Given how worried everyone is about the AI slopocalypse where the internet is drowned in LLM-generated junk content maybe it's time for a resurgence of human curated directories like this one.
Because you don't find them visually interesting or because of their content?
There's a whole world of modern unindexed handcoded html + light js sites that really hearken back to the mid-90s web, and they're often part of webrings.
Yeah I have indexed a lot of em. I'm specifically talking about the ones that try to resemble the archetypal personal geocities site with tiled backgrounds, gifs, and whatnot. I've found that these predominantly were created as part of a web fad and were quickly abandoned.
I am all for handcoded html, SSGs, and minimal-to-no js.
I still enjoy those, because they're very true to the era. How many of us learned html by viewing source and copying bits from the sites we liked with no clearer vision than "I want that on my site, too!"?
To me, _any_ non-commercial human expression on the web is heartening, even if it lacks authenticity or taste. We've all been ruled by the effects of overreach of adtech for far too long.

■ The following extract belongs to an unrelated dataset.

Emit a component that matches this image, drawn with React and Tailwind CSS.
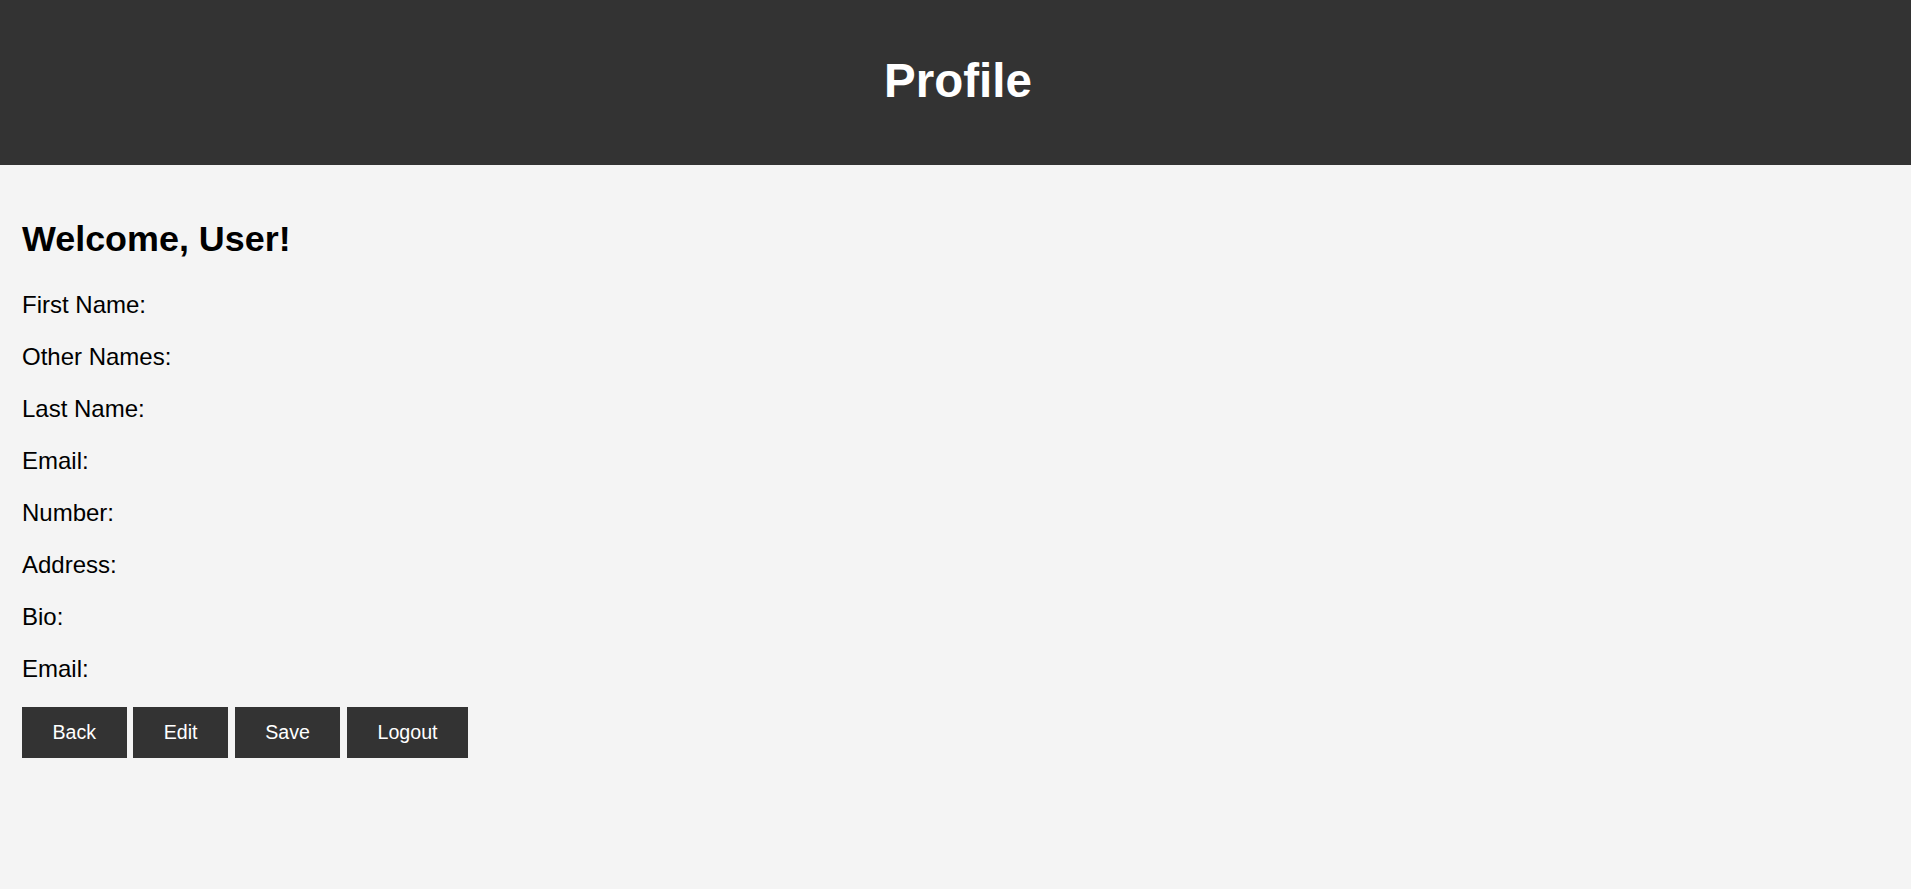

I'm part of one and I don't think it really promotes discoverability. What could work would be some kind of search engine restricted to said webring to make a button to list similar articles. At least I would click on such a button!
I joined a web ring last year, but I'm uncertain about it. Modern web rings tend to automate updates to the next/prev buttons, so I'm never sure what I'm linking to. The web ring owner acts as curator, but I don't know how much effort they put in to keep slop or other undesirable content out.
Not really. Awesome lists are mostly curated by an individual, the bar for making it on that list isn’t the same as HN where the community decides the popularity of the entries
I'd like to argue that Wikipedia also tries to be comprehensive within the limits of relevant topics. And overall, Wikipedia still seems to be going strong.
I'd argue that Wikipedia and its 'sister' projects have accidentally cannibalized a sizeable fraction of the former 'non-commercial, non-business focused' Internet of the 1990s and early 2000s. If you're providing information in a way that's not intended to further some sort of profit motive, it makes sense to work within that large established project because that maximizes the resulting exposure. The rise of LLMs only makes this starker, every LLM is trained from Wikipedia.
> Wikipedia [..] have [..] cannibalized a sizeable fraction of the former 'non-commercial, non-business focused' Internet of the 1990s and early 2000s
Interesting take. Do you mean Wikipedia has cannibalized the traffic to these web sites or do you mean that Wikipedia lead to these web sites going offline altogether?
There is no ai in the content, in fact it's probably the best finance blog in Europe - the ai likely used it to be trained on. Cover images probably yes but they use their own characters. Anyways, cover images are not what you're there for. Content is absolutely top notch.